Calls to reform to the mortgage interest deduction (MID) have appeared in two major news outlets in recent weeks. In an editorial titled “Houses of Lobbyists” on May 6, The Wall Street Journal (WSJ) editorial board responded to President Trump’s proposed outline for tax reform by urging the administration and Congress to reduce the amount of a mortgage eligible for the MID from $1 million to $250,000 to “make the tax benefit less tilted to the affluent, and [to] also provide more revenue for lower tax rates.” On May 9, Pulitzer Prize-winning author of Evicted Matthew Desmond published a piece in the New York Times Magazine titled “How Homeownership Became the Engine of Inequality,” highlighting the imbalance in federal housing policy and the fact that tax breaks like the MID favor higher income homeowners.

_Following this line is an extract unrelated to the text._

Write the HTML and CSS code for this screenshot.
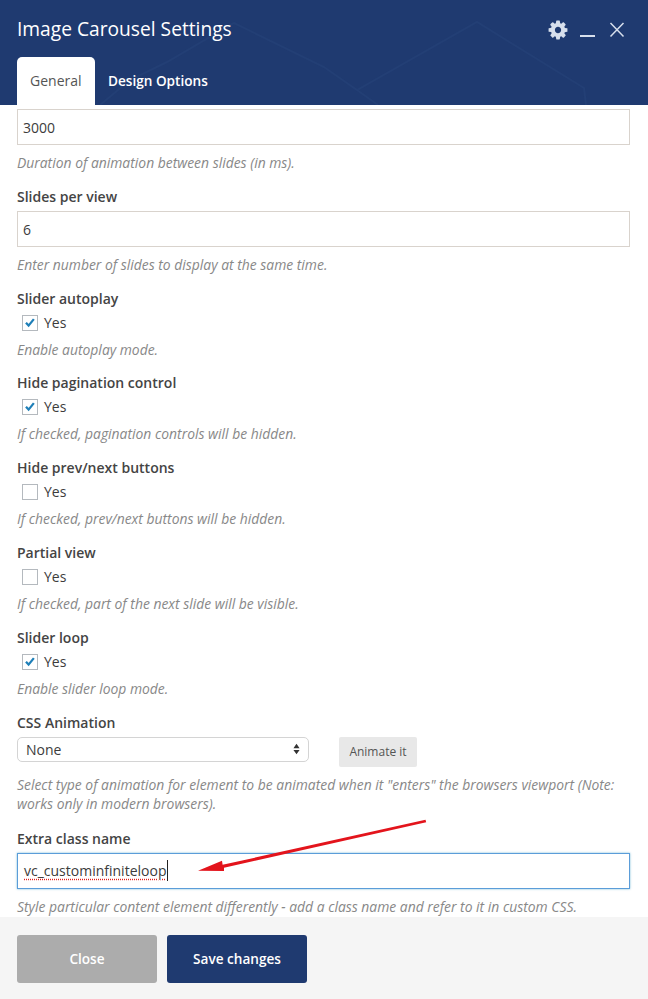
FILE: index.html
```html
<!DOCTYPE html>
<html>

<head>
    <title>Image Carousel Settings</title>
    <link rel="stylesheet" href="styles.css">
</head>

<body>
    <div class="modal">
        <div class="modalHead">
            <svg class="headPattern" viewBox="0 0 648 105" fill="none" stroke="#233f75" stroke-width="2">
                <path d="M100 105L130 80L167 62L234 23L324 67L357 90L477 22L584 88L586 105" />
                <path d="M357 90L378 105" />
            </svg>
            <div class="headTop">
                <h1 class="modalTitle">Image Carousel Settings</h1>
                <div class="headIcons">
                    <svg class="gearIcon" viewBox="0 0 1792 1792">
                        <path fill="#d7dfec" d="M1152 896q0-106-75-181t-181-75-181 75-75 181 75 181 181 75 181-75 75-181zm512-109v222q0 12-8 23t-20 13l-185 28q-19 54-39 91 35 50 107 138 10 12 10 25t-9 23q-27 37-99 108t-94 71q-12 0-26-9l-138-108q-44 23-91 38-16 136-29 186-7 28-36 28h-222q-14 0-24.5-8.5t-11.5-21.5l-28-184q-49-16-90-37l-141 107q-10 9-25 9-14 0-25-11-126-114-165-168-7-10-7-23 0-12 8-23 15-21 51-66.5t54-70.5q-27-50-41-99l-183-27q-13-2-21-12.5t-8-23.5v-222q0-12 8-23t19-13l186-28q14-46 39-92-40-57-107-138-10-12-10-24 0-10 9-23 26-36 98.5-107.5t94.5-71.5q13 0 26 10l138 107q44-23 91-38 16-136 29-186 7-28 36-28h222q14 0 24.5 8.5t11.5 21.5l28 184q49 16 90 37l142-107q9-9 24-9 13 0 25 10 129 119 165 170 7 8 7 22 0 12-8 23-15 21-51 66.5t-54 70.5q26 50 41 98l183 28q13 2 21 12.5t8 23.5z" />
                    </svg>
                    <span class="minIcon"></span>
                    <svg class="closeIcon" viewBox="0 0 16 16" fill="none" stroke="#d7dfec" stroke-width="1.5">
                        <path d="M1.5 1L14.5 14.5M14.5 1L1.5 14.5" />
                    </svg>
                </div>
            </div>
            <div class="tabs">
                <div class="tab active">General</div>
                <div class="tab">Design Options</div>
            </div>
        </div>

        <div class="modalBody">
            <div class="field firstField">
                <input class="textInput" type="text" value="3000">
                <p class="help">Duration of animation between slides (in ms).</p>
            </div>
            <div class="field">
                <div class="label">Slides per view</div>
                <input class="textInput" type="text" value="6">
                <p class="help">Enter number of slides to display at the same time.</p>
            </div>
            <div class="field tightField">
                <div class="label">Slider autoplay</div>
                <div class="checkRow">
                    <span class="checkBox"><svg viewBox="0 0 16 16"><path d="M3.4 7.8L6.4 11L12.4 3.6" /></svg></span>
                    Yes
                </div>
                <p class="help">Enable autoplay mode.</p>
            </div>
            <div class="field">
                <div class="label">Hide pagination control</div>
                <div class="checkRow">
                    <span class="checkBox"><svg viewBox="0 0 16 16"><path d="M3.4 7.8L6.4 11L12.4 3.6" /></svg></span>
                    Yes
                </div>
                <p class="help">If checked, pagination controls will be hidden.</p>
            </div>
            <div class="field">
                <div class="label">Hide prev/next buttons</div>
                <div class="checkRow">
                    <span class="checkBox"></span>
                    Yes
                </div>
                <p class="help">If checked, prev/next buttons will be hidden.</p>
            </div>
            <div class="field">
                <div class="label">Partial view</div>
                <div class="checkRow">
                    <span class="checkBox"></span>
                    Yes
                </div>
                <p class="help">If checked, part of the next slide will be visible.</p>
            </div>
            <div class="field">
                <div class="label">Slider loop</div>
                <div class="checkRow">
                    <span class="checkBox"><svg viewBox="0 0 16 16"><path d="M3.4 7.8L6.4 11L12.4 3.6" /></svg></span>
                    Yes
                </div>
                <p class="help">Enable slider loop mode.</p>
            </div>
            <div class="field selectField">
                <div class="label">CSS Animation</div>
                <div class="selectRow">
                    <div class="selectBox">
                        None
                        <svg class="selectArrows" viewBox="0 0 8 12">
                            <path d="M4 0L7.5 5H0.5ZM4 12L0.5 7H7.5Z" />
                        </svg>
                    </div>
                    <div class="animateBtn">Animate it</div>
                </div>
                <p class="help">Select type of animation for element to be animated when it "enters" the browsers viewport (Note: works only in modern browsers).</p>
            </div>
            <div class="field">
                <div class="label">Extra class name</div>
                <div class="textInput focused"><span class="typed">vc_custominfiniteloop</span></div>
                <p class="help">Style particular content element differently - add a class name and refer to it in custom CSS.</p>
            </div>
        </div>

        <div class="modalFoot">
            <div class="footBtn closeBtn">Close</div>
            <div class="footBtn saveBtn">Save changes</div>
        </div>

        <svg class="redArrow" viewBox="0 0 648 999">
            <path d="M425.5 819.8L426.2 822.2L224 867.8L224 871L198 870.7L222 860.7L222.6 864.8Z" fill="#e3141c" />
        </svg>
    </div>
</body>

</html>
```

FILE: styles.css
```css
* {
    box-sizing: border-box;
}

body {
    margin: 0;
    background-color: #fff;
    color: #3c3c3c;
    font-family: "Open Sans", sans-serif;
    font-size: 14px;
}

.modal {
    position: relative;
    display: flex;
    flex-direction: column;
    width: 648px;
    height: 999px;
    overflow: hidden;
}

.modalHead {
    position: relative;
    flex: none;
    height: 105px;
    padding: 0 17px;
    background-color: #1f3a70;
}

.headPattern {
    position: absolute;
    top: 0;
    left: 0;
    width: 648px;
    height: 105px;
}

.headTop {
    position: relative;
    display: flex;
    justify-content: space-between;
    height: 57px;
}

.modalTitle {
    margin: 15px 0 0;
    color: #fff;
    font-size: 19.2px;
    font-weight: 400;
    line-height: 27px;
}

.headIcons {
    display: flex;
    align-items: flex-start;
    padding: 19px 6px 0 0;
}

.gearIcon {
    width: 22px;
    height: 22px;
}

.minIcon {
    width: 15px;
    height: 2px;
    margin: 16px 0 0 11px;
    background-color: #d7dfec;
}

.closeIcon {
    width: 16px;
    height: 16px;
    margin: 3px 0 0 14px;
}

.tabs {
    position: relative;
    display: flex;
}

.tab {
    height: 48px;
    padding: 14px 13px 0;
    color: #fff;
    font-size: 13.6px;
    font-weight: 600;
    line-height: 20px;
    border-radius: 5px 5px 0 0;
}

.tab.active {
    width: 78px;
    color: #555;
    font-size: 14px;
    font-weight: 400;
    background-color: #fff;
}

.modalBody {
    flex: 1;
    min-height: 0;
    padding: 4px 18px 0 17px;
    overflow: hidden;
}

.field {
    margin-bottom: 15px;
}

.tightField {
    margin-bottom: 14px;
}

.selectField {
    margin-bottom: 16px;
}

.label {
    margin-bottom: 5px;
    color: #444;
    font-weight: 600;
    line-height: 19px;
}

.textInput {
    display: block;
    width: 100%;
    height: 36px;
    padding: 0 5px;
    color: #3c3c3c;
    font-family: inherit;
    font-size: 14px;
    line-height: 34px;
    background-color: #fff;
    border: 1px solid #d9d3cd;
    border-radius: 0;
    outline: none;
}

.textInput.focused {
    padding-left: 6px;
    border-color: #5b9dd9;
    box-shadow: 0 0 2px rgba(30, 140, 190, .6);
}

.typed {
    padding: 1px 1px 1px 0;
    border-right: 1px solid #222;
    text-decoration: underline dotted #e0201c;
    text-underline-offset: 3px;
}

.help {
    margin: 8px 0 0;
    color: #888;
    font-size: 13.9px;
    font-style: italic;
    line-height: 19px;
}

.checkRow {
    display: flex;
    align-items: center;
    gap: 6px;
    height: 19px;
    padding-left: 5px;
}

.checkBox {
    flex: none;
    width: 16px;
    height: 16px;
    background-color: #fff;
    border: 1px solid #b4b9be;
}

.checkBox svg {
    display: block;
    width: 14px;
    height: 14px;
    fill: none;
    stroke: #1e7fb8;
    stroke-width: 2.6;
}

.selectRow {
    display: flex;
    align-items: flex-start;
    gap: 30px;
}

.selectBox {
    display: flex;
    align-items: center;
    justify-content: space-between;
    width: 292px;
    height: 25px;
    padding: 0 8px 1px 8px;
    background-color: #fff;
    border: 1px solid #d4d4d4;
    border-radius: 5px;
}

.selectArrows {
    width: 7px;
    height: 12px;
    fill: #333;
}

.animateBtn {
    width: 78px;
    height: 30px;
    color: #555;
    font-size: 12px;
    line-height: 30px;
    text-align: center;
    background-color: #e8e8e8;
    border-radius: 2px;
}

.modalFoot {
    position: relative;
    flex: none;
    display: flex;
    gap: 10px;
    height: 82px;
    padding: 18px 17px 0;
    background-color: #f5f5f5;
}

.footBtn {
    width: 140px;
    height: 48px;
    color: #fff;
    font-size: 13.6px;
    font-weight: 600;
    line-height: 48px;
    text-align: center;
    border-radius: 3px;
}

.closeBtn {
    background-color: #acacac;
}

.saveBtn {
    background-color: #1f3a70;
}

.redArrow {
    position: absolute;
    top: 0;
    left: 0;
    width: 648px;
    height: 999px;
    pointer-events: none;
}
```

The proposal offered by the WSJ editorial board differs from NLIHC’s United for Homes (UFH) campaign in several ways. First, the UFH campaign proposes reducing the amount of a mortgage eligible for tax relief more modestly than the WSJ editorial, to $500,000 rather than $250,000. Second, the UFH campaign would convert the deduction into a tax credit, which would provide greater tax benefits to 25 million lower income homeowners. Finally, the UFH campaign proposes to reinvest the $241 billion in savings from these two changes in affordable rental housing for people with the greatest needs, instead of using the savings to lower tax rates largely benefitting the wealthy and corporations.
The WSJ editorial argues that the MID distorts the market by encouraging investment in housing, instead of more productive economic activity that might benefit everyone, and that the MID does not result in higher homeownership rates compared to countries without such a tax break. The editors criticize real estate industry groups for lobbying to protect the MID from reforms. “Even after its role in promoting the housing mania and panic a decade ago, the housing lobby wants more subsidies and more political favoritism,” the editorial states. “If tax reform were really about fairness, housing would be treated no differently than any other industry.”
Mr. Desmond’s piece in the New York Times Magazine features the stories of a number of homeowners and renters with different incomes, and shows how those homeowners with highest incomes and largest mortgages benefit disproportionately from the MID compared to lower income homeowners and extremely low income renters. The piece makes vivid the fact that the MID, which costs the government about $70 billion a year, is a highly regressive tax expenditure that primarily serves higher income households.
“Because of rising housing costs and stagnant wages, slightly more than half of all poor renting families in the country spend more than 50 percent of their income on housing costs, and at least one in four spends more than 70 percent,” Mr. Desmond writes. “Yet America’s national housing policy gives affluent homeowners large benefits; middle-class homeowners, smaller benefits; and most renters, who are disproportionately poor, nothing. It is difficult to think of another social policy that more successfully multiplies America’s inequality in such a sweeping fashion.”
Mr. Desmond’s piece highlights NLIHC’s UFH campaign noting that “Yentel’s coalition supports the idea of lowering the size of deductible mortgage debt to $500,000 and reallocating the savings to housing assistance for low-income families.” NLIHC President and CEO Diane Yentel is quoted saying, “The solution is so obvious. There are a number of programs that have proven success in ending homelessness and ending housing insecurity.”
The WSJ editorial board and Mr. Desmond’s pieces are just two examples of the growing number of those calling for reforms to the MID. Similar appeals to reform the MID have recently come from former George W. Bush Advisor Dennis Shea and former Obama Advisor Michael Stegman, the CATO Institute, J. Ronald Terwilliger, former Labor Secretary Robert Reich, and others.
The momentum to rebalance federal affordable housing policy is growing. Through smart tax reform, we have before us a tremendous opportunity to make homes affordable for the lowest income people.